Man darf das nicht verwechseln: Es ist nicht die Frau, die den Mann eines Besseren, klügeren belehrt. Es ist der Westen, der dem Asiaten, der sich über die komischen Essgewohnheiten der Engländer mokiert („Die Briten sind nicht zivilisiert genug, um mit Stäbchen zu essen.“), mal zeigt, wie korrektes, also westliches, Leben aussieht. Denn natürlich ist der mächtige König von Siam, der Moses für einen Dummkopf hält, weil der glaubt, Gott habe die Welt in nur sieben Tagen erschaffen, und der dem amerikanischen Präsidenten Lincoln ausschließlich männliche Elefanten schenken will, damit die sich in Amerika, einem Land ohne Elefantenb, ausbreiten sollen, ohne die Eingebungen der westlichen Lehrerin aufgeschmissen, sein Land in der Welt zu behaupten.

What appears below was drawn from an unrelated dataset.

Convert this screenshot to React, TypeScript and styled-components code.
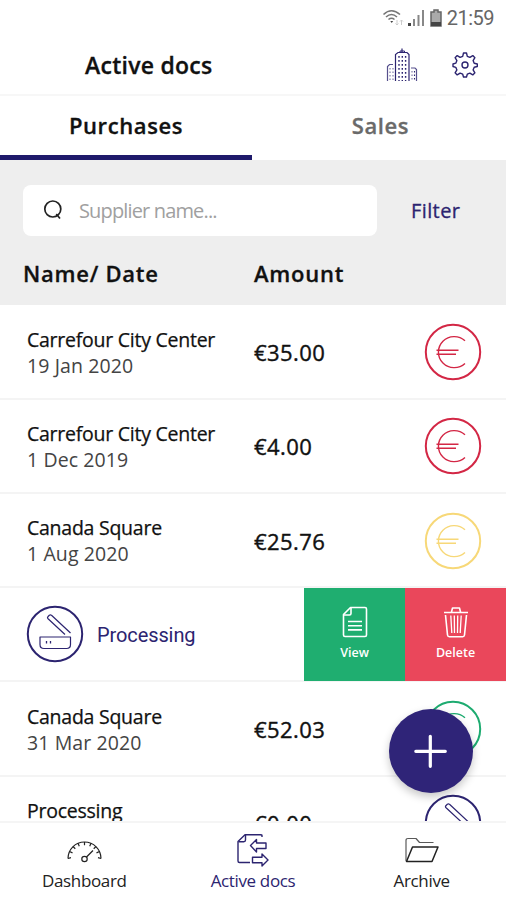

Natürlich muss man diese koloniale Perspektive dauernd mitdenken. Denn so einfach geht es natürlich nicht, fremde Kulturen nieder zu machen, weil sie nicht so sind, wie die westlichen. Gleichzeitig aber steht da der Primat des Kinos als Unterhaltung. Und da ist dieser Film bei all seiner Fehlbarkeit bezaubernd und wunderbar komisch und herrlich charmant. Dafür geißeln können wir uns dann später mit einem Glas süßlichen deutschen Weins.